Huawei's 2015 Global Connectivity Index (GCI) which benchmarks 50 economies in terms of connectivity, ICT usage, and digital transformation, providing an indicator of which countries are best poised for development and growth, and an ICT planning reference for firms looking to embrace the digital economy.
The 2015 edition of the GCI sees a more comprehensive and advanced framework and methodology. With double the number of ICT variables and countries analyzed last year, this year’s GCI enables the drawing of correlations needed to establish investment targets for governments and other stakeholders. What distinguishes the GCI from similar indices is a broader definition of connectivity that encompasses networks, computing, and storage, while also emphasizing the non-infrastructure elements of a functional digital economy, such as service demand, and e-commerce activity, etc.

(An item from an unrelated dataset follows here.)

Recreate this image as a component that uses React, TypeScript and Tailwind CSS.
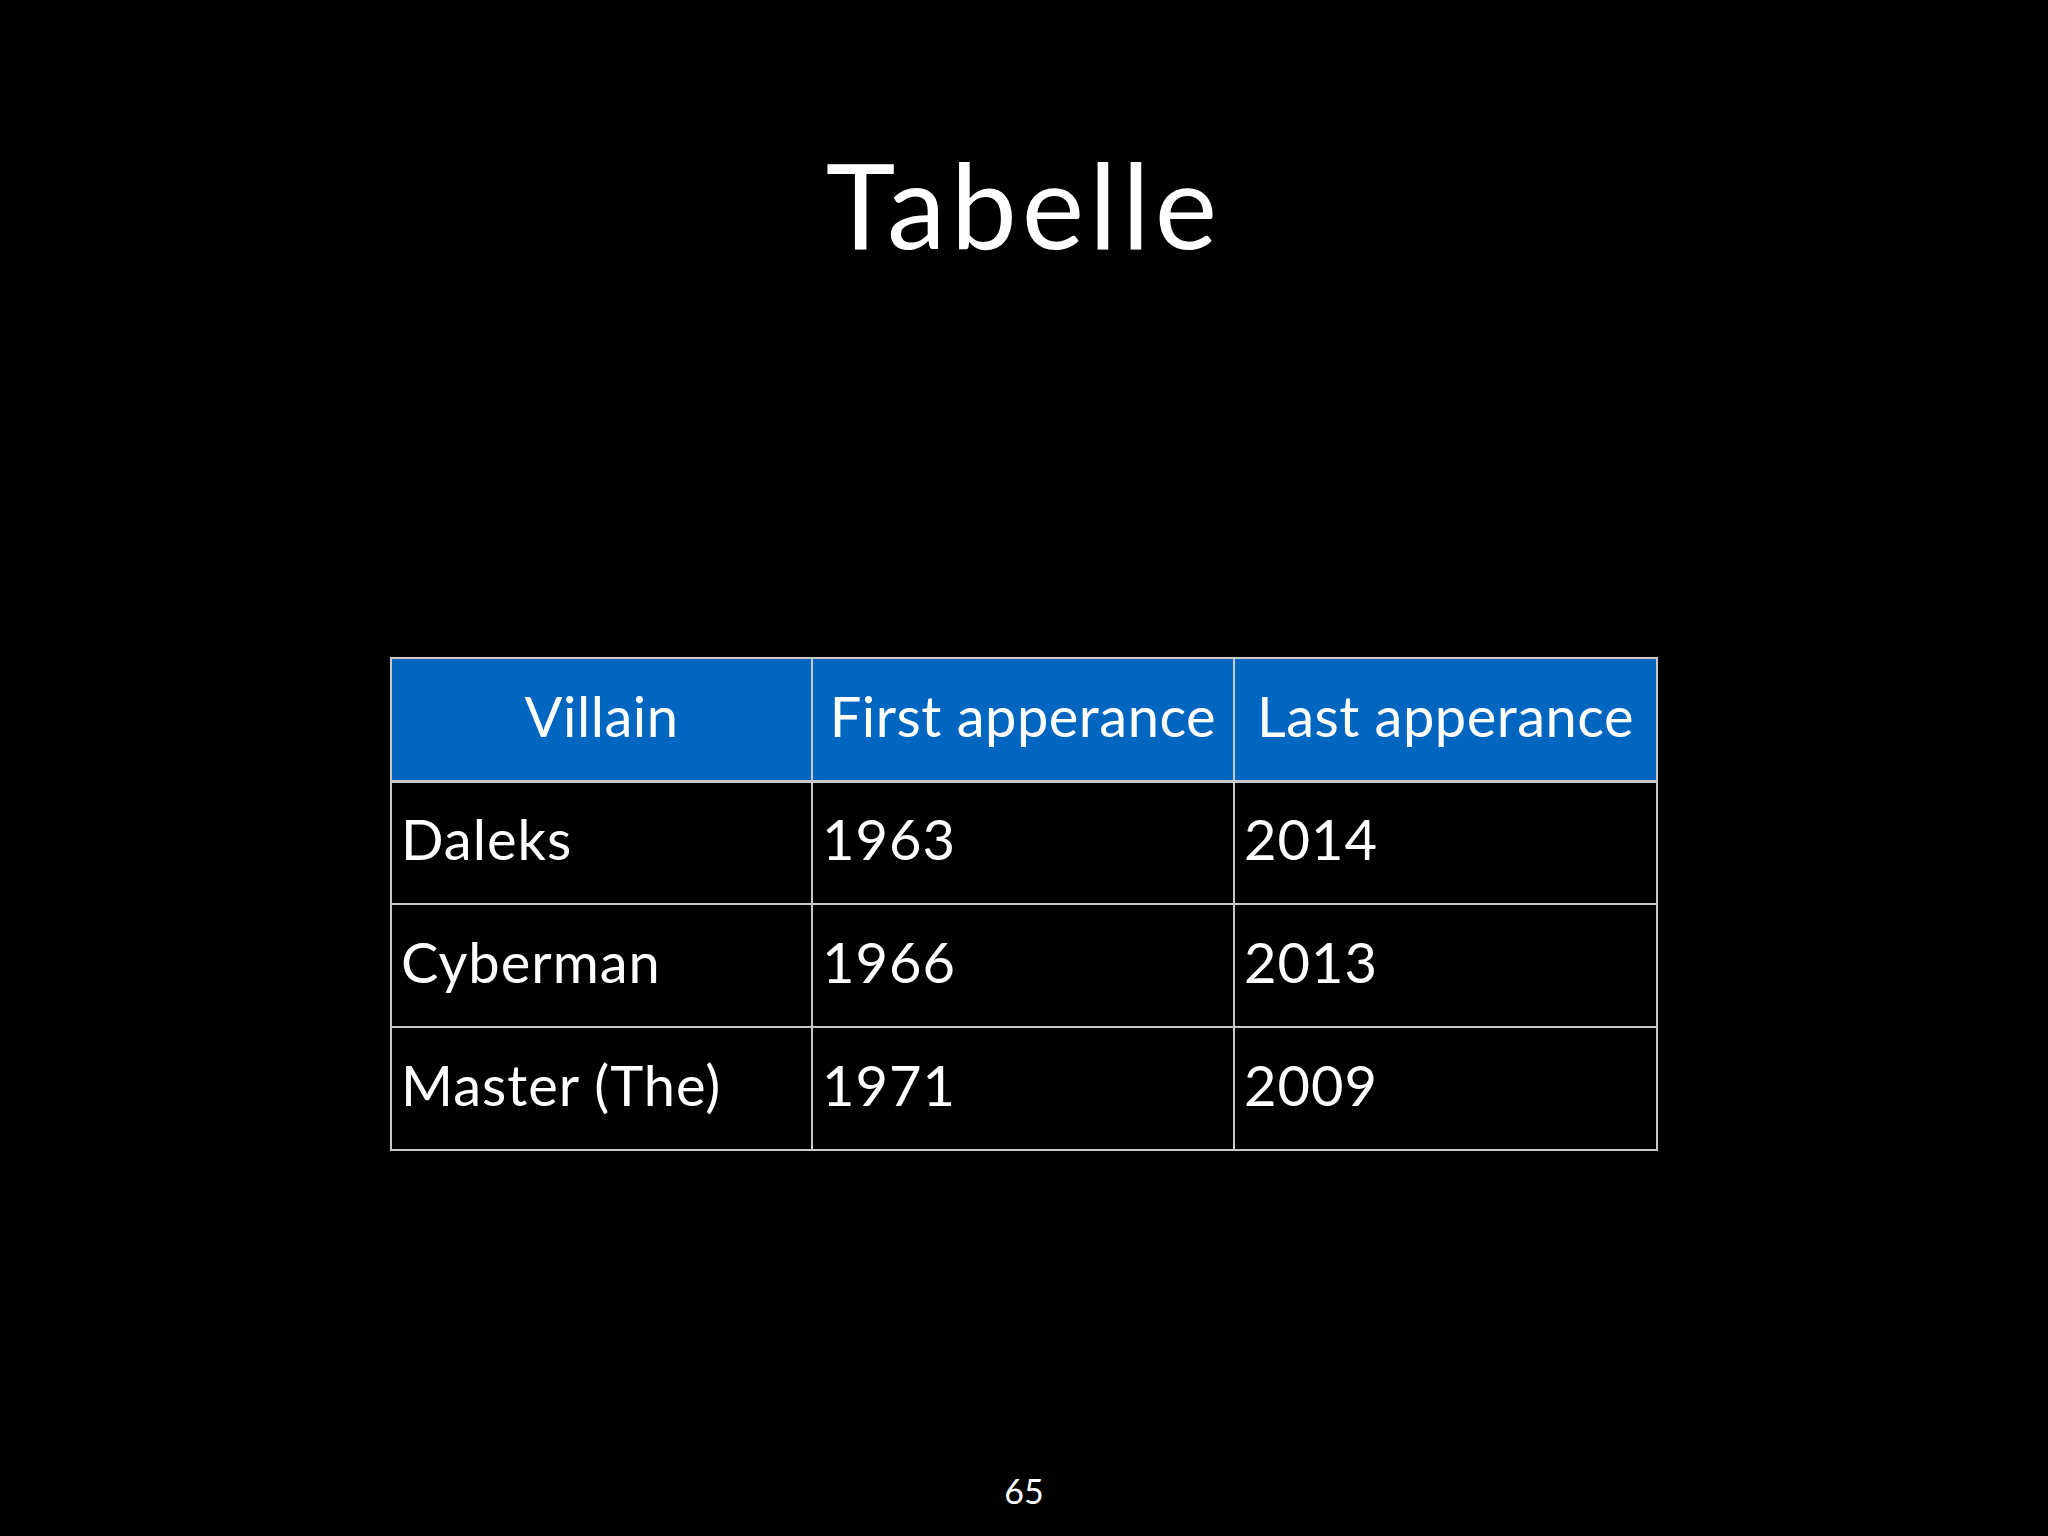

It also attempt to predict trends, and it is clear that the IoT revolution is going to have a big impact:
“The free fall cost of building and running the future ICT platform will create the environment for innovation like we have never seen before, thus impacting the economic growth opportunities for those countries that take advantage of it."
Some of the trends it expects to see continue include:
• The cost of IoT sensors continue to drop in half every 10 years.
• The cost of computer processing improves by seventy-fold in the same period.
In other words, the most important necessity for IoT — connectivity — will become so ubiquitous and widespread that by 2025, sensors will be deployed and connected to a network at a rate of almost 2 million per hour or just over 47 million per day. By 2025, we could see the number of IoT devices installed, connected, and autonomously managed will reach 100 billion, up from 35 billion just five years prior in 2020 (or a staggering 300% growth!).